Mahalakshmi has always existed. Her appearance from samudra manthan is her main manifestation only.

Goddess Durga is seen as the supreme mother goddess by some Hindus.

Durga represents the empowering and protective nature of motherhood. An incarnation of Durga is Kali, who came from her forehead during war (as a means of defeating Durga’s enemy, Mahishasura). Durga and her incarnations are particularly worshipped in Bengal.

Today, Devi Adi parashakti, the Divine Mother is seen in manifold forms, all representing the creative force in the Universe, as Maya and prakriti, the force that galvanizes the divine ground of existence into self-projection as the cosmos. She is not merely the Earth, although even this perspective is covered by Parvati (Durga’s previous incarnation).

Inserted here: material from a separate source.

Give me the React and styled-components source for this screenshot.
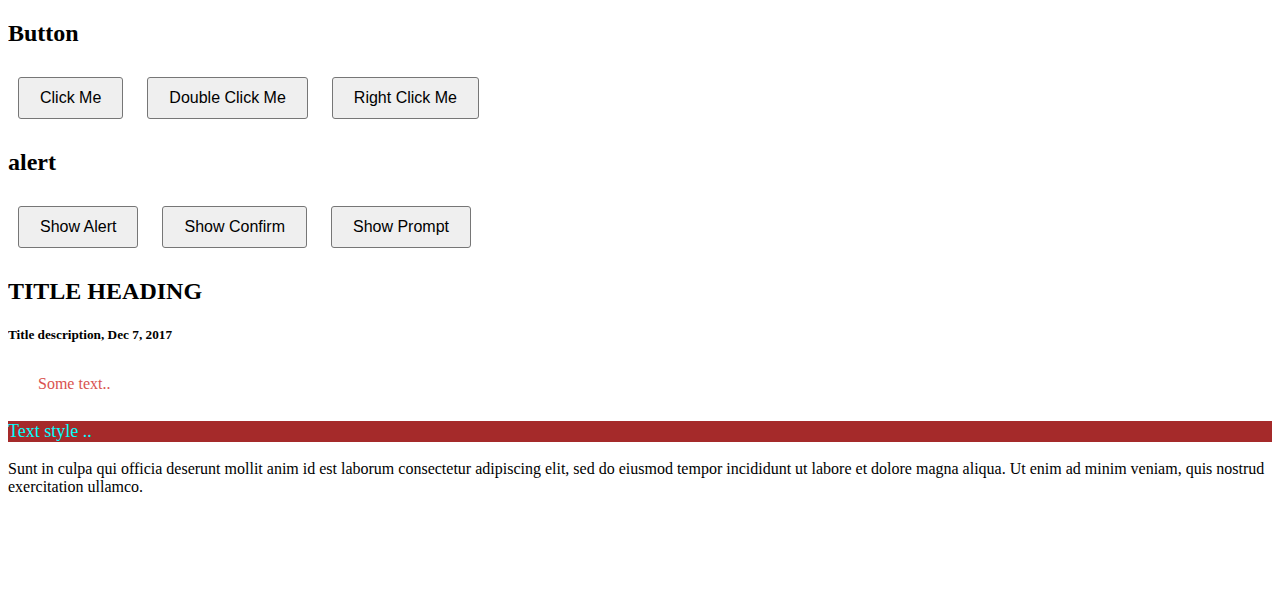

All of the various Hindu female entities are seen as forming many faces of the same female Divinity. However mother and nursing child imagery has been found in Hindu art, namely the depiction of Yashoda and Krishna or of Parvati and Ganesha.

In Sanskrit there is the term Jaganmatri or Jagadambe for Mother of the Universe.

 

Shaktism

 The Tridevi – the conjoined forms of Lakshmi , Parvati and Saraswati – considered Shaktis of the Trimurti- Vishnu, Shiva and Brahma respectively

This form of Hinduism, known as Shaktism, is strongly associated with Vedanta, Samkhya, and Tantra Hindu philosophies and is ultimately monist, although there is a rich tradition of Bhakti yoga associated with it. The feminine energy, Shakti, is considered to be the motive force behind all action and existence in the phenomenal cosmos in Hinduism. The cosmos itself is Shiva, the concept of the unchanging, infinite, immanent, and transcendent reality that is the Divine Ground of all being, the “world soul”.

Masculine potentiality is actualized by feminine dynamism, embodied in multitudinous goddesses who are ultimately reconciled in one.

The keystone text is the Devi Mahatmya which combines earlier Vedic theologies, emergent Upanishadic philosophies and developing tantric cultures in a laudatory exegesis of Shakti religion. Demons of ego, ignorance, and desire bind the soul in maya (illusion) (also alternately ethereal or embodied) and it is Mother Maya, Shakti, herself, who can free the bonded individual. The immanent Mother, Devi, is for this reason focused on with intensity, love, and self-dissolving concentration in an effort to focus the shakta (as a Shakti worshipper is sometimes known) on the true reality underlying time, space, and causation, thus freeing one from karmic cyclism.

 

Sophia (wisdom)

Known as the Mother of All or simply as Wisdom, Sophia was born of Silence according to Gnostic creation myths. She gave birth to both Male and Female who together created all the elements of our material world.  Sophia is Shekina, is Hathor, is Mother Mary; for me it’s all the same.

This Mother Sophia- Female  Creatrix- Mother Matrix- then gave birth to Jehovah in all his emanations. But she also gave birth to Ildabaoth who was known as the Son of Darkness. When humans were created, Sophia loved them all dearly.
The Bible refers to the personified Heavenly Wisdom (Hagia Sophia) in feminine terms. Sophia is venerated as the Virgin Sophia in Eastern and Oriental Orthodoxy, as well as in Christian Mysticism.

In many languages, such as Syriac, the word translated “spirit” takes the feminine gender. In early Christian literature in these languages, the Holy Spirit is therefore discussed in feminine terms, especially before c. A.D. 400.[23]

Traditionally, God is referred to by masculine titles and pronouns in Christianity, but the Bible occasionally does use feminine and maternal imagery in describing God. Christian beliefs about God and gender in Christianity vary widely. Most modern denominations officially teach that God transcends gender, but still use almost exclusively masculine language to refer to God; some officially discourage the use of feminine language, either on grounds of tradition or because they regard God as masculine in some important metaphorical way. However, some denominations including the United Church of Christ accept or even encourage language that sometimes describes God in feminine terms.